I mean they are not so simple/basic that they are easy to teach (or I am a bad instructor or my students are not good learners or a combination of all the above). And even so during a real attack the adrenaline dump makes fine motor skills jump head first out of the window so to speak, making what is usually said to be “advanced” techniques impossible to apply… This line of thought actually seem to validate that “The Taegeuk Approach” of being fairly “simple” to perform when compared to rival form sets (E.g. Heian, Chang Hon etc) is a good way to go… Techniques or sequences being simple to perform makes most application derived from them simple to perform wich again makes the applying of the form in a “real” situation “easy” when compared to more “advanced” (read: difficult to perform forms/patterns).. KISS; Keep It Simple Stupid is a general rule that many now apply to self defense. Looking at this really makes the “I hate taegeuk forms because they are so simple” view seem a little unappropriated. Now if we ONLY look at performance and the forms as a PERFORMANCE SPORT, then yes the Taegeuk are simpler and more basic viewed as a whole set when compared to the 5 Heian forms or the first 8 Chang Hon forms etc. But then again if you want a more challenging way of “martial performance dance sport thingy” why not go the XMA (Xtreme Martial Arts) route and just dump all traditional forms altogether?
XMA Forms Demonstration:
“This is not a martial art” I hear you say.. I you were to extract useful self defense techniques from this form you would be left with those found in the Taegeuk series (some punches, and some “blocks”). But if you hate the Taegeuk forms merely because they are simple and basic (as in performance) and you love the (insert another form set here) because it is more challenging, demanding, or “advanced” (to perform) then this form in the above clip is actually even more “advanced” and should be adopted into (insert your own martial art here) training. This form far exceeded ALL “traditional” forms I have ever seen performed. The reason for this is simple: The “traditional” forms were not really made to be “challenging” or “demanding” or “advanced” they were made to ensure the transmission of useful techniques, principles and strategy from one generation to the next. Does the form in the above clip do this? No it does not. That form is made to be more challenging and demanding and advanced and it success in this.

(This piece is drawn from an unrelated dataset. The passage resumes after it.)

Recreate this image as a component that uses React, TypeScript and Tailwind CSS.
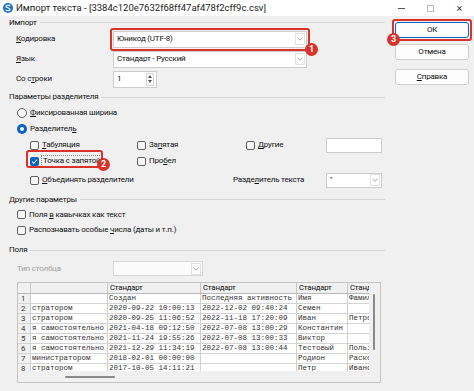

Then you have the issue with the “short walking stance” that is supposedly used A LOT in the Taegeuk forms. Personally I think this is just a stupid statement to make as there are 8 forms in the Taegeuk series and the short stance virtually dissapears to never be seen again after the third one.. The statement or opinion of the short walking stance is used in all the taegeuk forms are made by people having an extremely little amount of practise in Taekwondo. Maybe they learned the first three forms (wich in Norway would put you at about 1,5 years of study but far less in other regions). They learned 3 of 8 forms and then decided that all 8 are like the first 3.. As to why people hate the stance I have read comments like:
- Lacks stability
- No power
- Looks stupid
- No balance
I really do not get it.. The short walking stance is actually just a normal walking step frozen in time, and as all stances are not stances as something you stand statically in but rather just a frozen transitional phase the comments like it lacks stability, looks stupid, no balance etc really makes no sense. The only “stance” that everyone is training EVERYDAY is the short walking stance. Everytime you take a single step you practise it. Are you walking around with no stability and balance? Are you walking around falling down on the ground everyday? Do you even have to think when you walk on how to move without falling? Are you drunk? The “No Power” issue I can relate to. I think that people can generate more power easily by using the more popular “long front stance” but there is one thing that so many people just do not get. Training beginners in Short walking stance teaches you to create power from the stance you are more likely to be in when attacked on the street! Also teaching power generation in short walking stance makes generating power in long front stance even easier! It is actually ingenious BUT many people never finds an instructor who appreciate this and teaches this way so I do see why the short stance is not appreciated by many. A student of Matsubayoshi Ryu Karate explained proudly the uniqueness of his style of Karate as being a lot more street worthy than for example shotokan because they taught the beginners to develop power from a short stance as this was how they probably would be standing in when attacked on the street. I chuckled a little and was asked why I chuckled. I just stood up and performed Taegeuk Il (1) jang.. The Matsubayoshi Ryu student laughed too when he got it.
The last point that is frequently viewed on forums on the interest is the lack of practical applications from the Taegeuk forms. “They were just political tools nothing more”, “They are the fast food of martial forms”, “They were created by a committee”. Getting people to agree in wich pizza to order is hard enough, designing forms with meaningful applications would be impossible” etc These are just a few quotes that I found. I have had problems and still there are some sequences that I do not get. I do not give up though because at one point this was true for all the Taegeuk forms. Today I have more experience and I get most of them just fine. And if I am stuck there is one book that anyone practising Kukkiwon Taekwondo should buy now: The Taegeuk Cipher by Simon John O`Neill! Read it and love it. In that book there are realistic meaningful application for each and every move. Not only is there a meaningful application to each and every move, there is also a meaningful progression from the beginner to the advanced student, AND there is a meaningful progression from the beginning of a situation toward the later stages of a situation! He might be seeing things in them that were not put in there intentionally, and I might too but I do not care. Meaningfull applications in the Taegeuk are abound and the whole set covers pretty much all the most likely attacks and scenarios. The underlying principles that the techniques rest upon takes care of every scenario and attacks!.
So when you think about it, the Taegeuk series are not “too simple”, they are not boring (if you know the applications), they do not make a lot of use of the short walking stance (they are virtually only seen in the first three forms), they do contain meaningful/realistic applications and they are not “ugly”.